Another method, which, IMHO, greatly improves concurrent programming, is a shared-nothing message passing system where messages are immutable. This works really well, because the logic can be completely lockless! If the data cannot change, once created, then theres no danger of concurrent writes. Brilliant! Concurrency is not so hard now, is it? Highly concurrent languages like Erlang use this model and they do it pretty well.

But no, shared-nothing message passing is far from a “Silver Bullet” of concurrency. Firstly, not all problems are suited to a shared-nothing model. Secondly, and more importantly, the programmer must still manually handle the concurrency. Must still manually decide what should be concurrent and what should be sequential. The programmer must still decide when to process messages or when to post messages. In fact, this is the real problem with concurrent programming – its too manual. Locking causes problems, but its not the root problem – as I said, locking can be elliminated using Transactional Memory or message passing.

So, is concurrency still hard? Yes, it most certainly is. How can this be solved? The answer to that is by eliminating the programmer from the decisions of what should be concurrent, when and how. The compiler should determine this and concurrency should be automatic and transparent.

Easier said than done, of course and this is the holy grail of concurrent programming research! Just take a look at recent ACM SIGPLAN publications. So far, there has been little real success…

But I said that I believe concurrency doesn’t need to be hard! I still believe this, even after all that. In fact, I actually believe that concurrency is a solved problem! Not only that, but that it was solved a long long time ago.

Outrageous claim? Maybe, but let me explain.

In the book, Concepts, Techniques and Models of Computer Programming , Peter Van Roy writes a few interesting words on the topic. In the chapter which deals with internal state (for example, in object oriented programming, objects contain internal mutable state) he writes that in the next chapter he will reintroduce concurrency to produce a stateful concurrent model not unlike what we are used to in mainstream languages. He then states that this is an extremely dificult model to program in. He agrees that concurrent programming is hard!

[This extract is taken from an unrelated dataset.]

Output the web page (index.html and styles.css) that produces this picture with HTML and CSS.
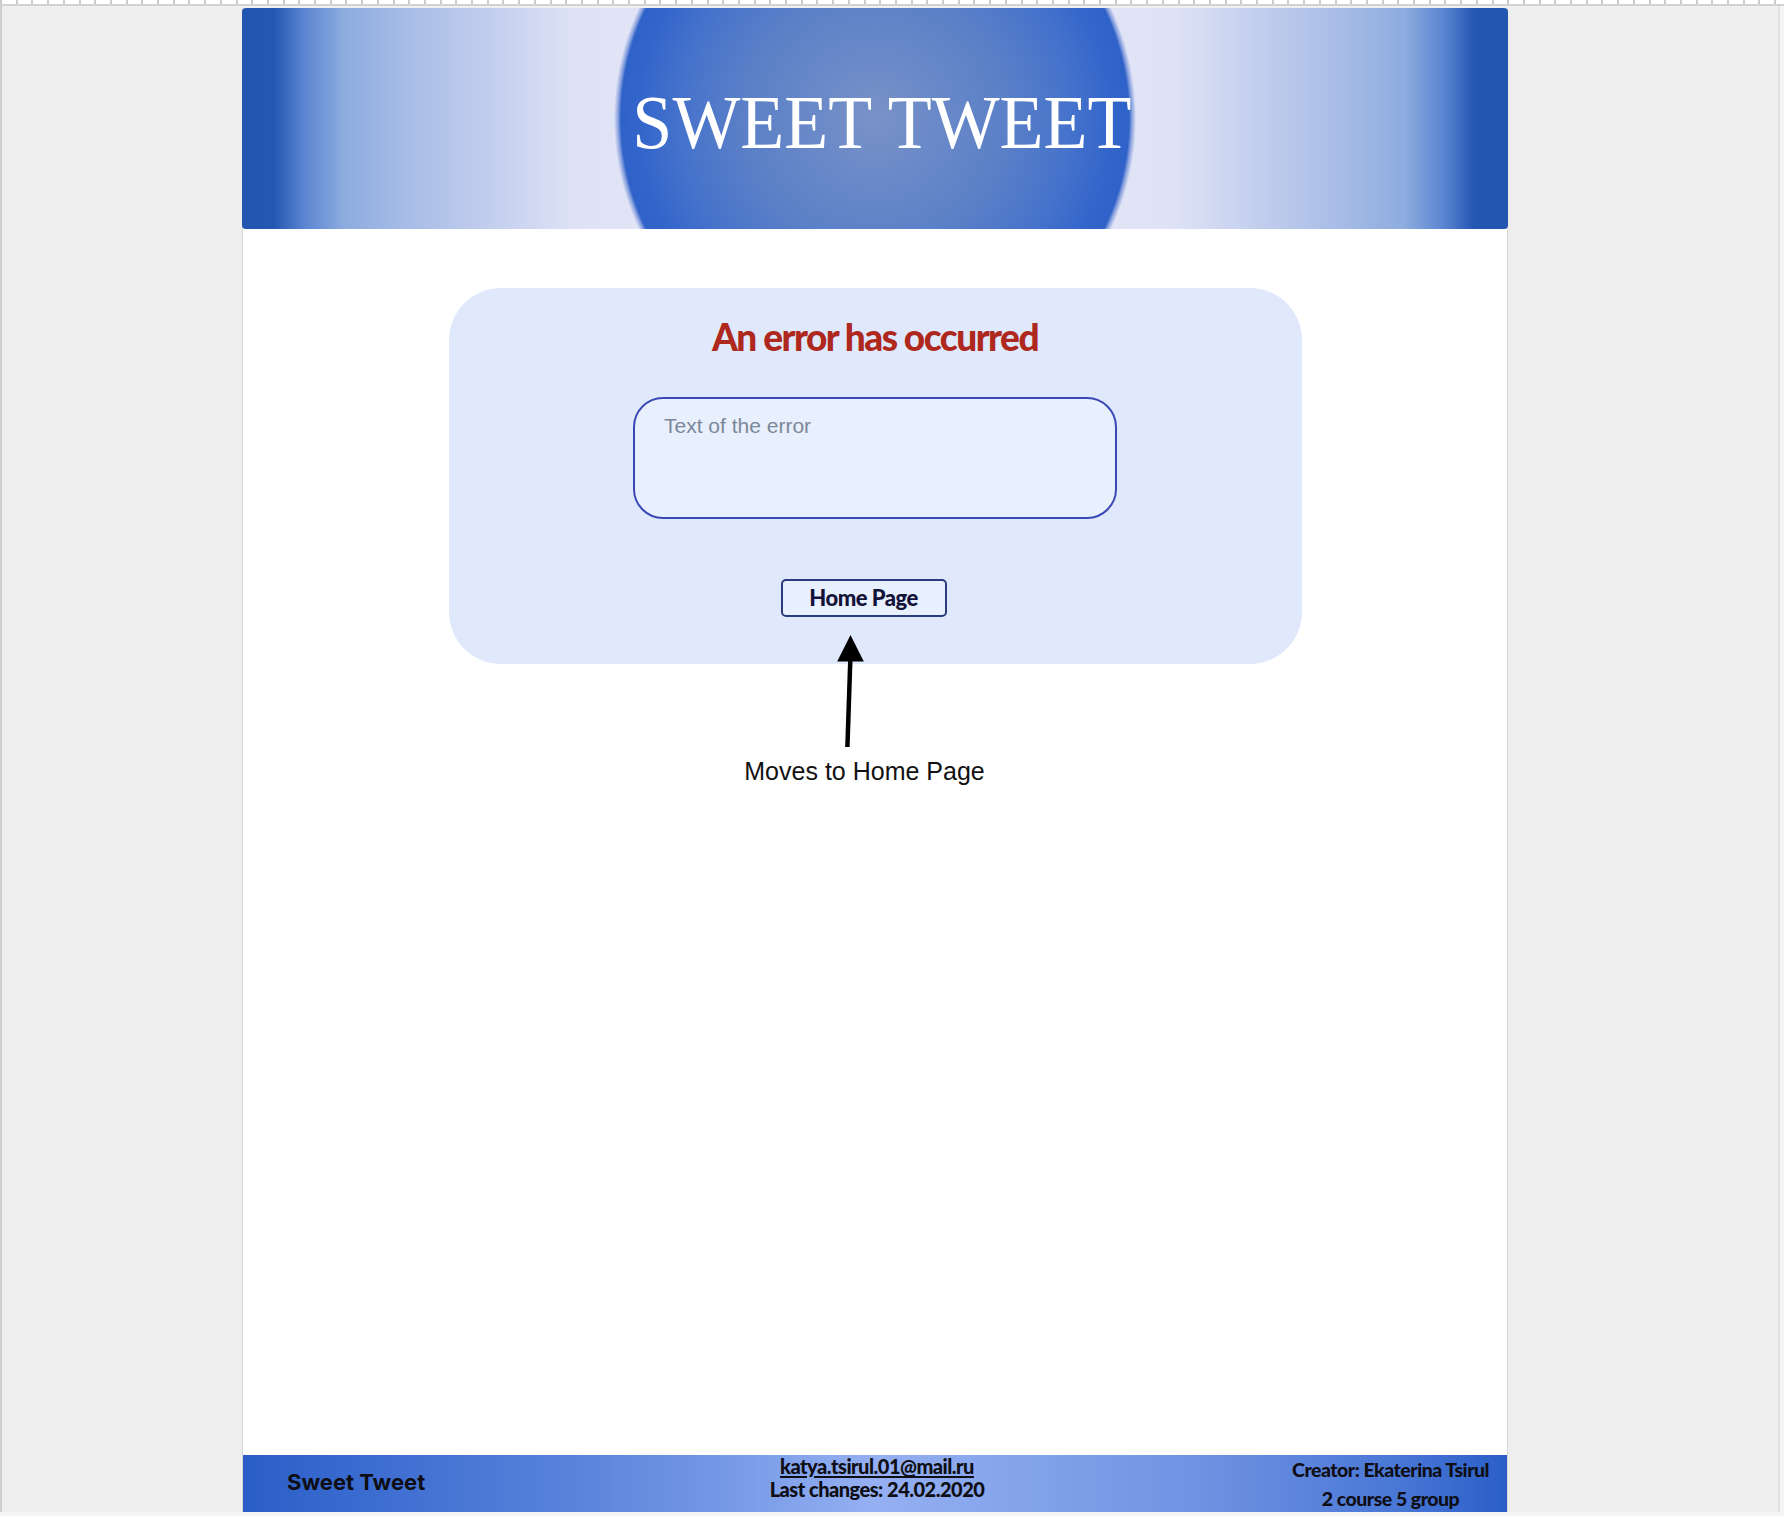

In the introduction to the chapter on declarative concurrency, however, he asserts that “concurrent programming need not be hard”. Wow! Where did that come from!? Reading on (or understanding the chapter title: “declarative concurrency”) provides the answer: dataflow.

Dataflow is an old, yet often forgotten or ignored, programming paradigm and I believe it holds the answers, where concurrent programming is concerned. Why? Because it can handle concurrency automatically, implicitly and transparently. Programmer not required! In effect, dataflow programming is the holy grail of concurrent programming. I won’t explain here why – dataflow deserves its own dedicated blog post – but I will assure you that dataflow is real and exists RIGHT NOW.

In fact, in certain circles, its even quite popular:

  • LabVIEW, commonly used for data acquisition, instrument control, and industrial automation by industry and by the scientific community.
  • SCADE & Lustre, this is used in the defence and aerospace industries and is also used to run big industry operations like nuclear power plants.
  • VHDL & Verilog, hardware design languages used to program FPGA’s and ASIC’s.
  • I almost forgot the most well known dataflow systems of all!! One everybody is familiar with: spreadsheets.

LabVIEW and SCADE are graphical dataflow systems. VHDL and Verilog are textual dataflow languages. All four are used fairly heavily and have existed for quite some time. There are many more. I find it interesting that dataflow was the chosen paradigm for critical applications such as defence, aerospace, hardware design and power plants! If its good enough for them, its surely good enough for us mere mortals.

This proves that not only is dataflow real and available RIGHT NOW, but it also implies that there is, indeed, value in using dataflow, or these languages wouldn’t be popular in their domains.

The next step, in my opinion, is a general purpose dataflow language which is tailored for mainstream programmers and caters for general programming tasks. This langauge must automatically scale across multiple cores (or even multiple computers), be easy to learn and use and be a productive language to develop software in.

I will talk about this in a lot more detail in future posts.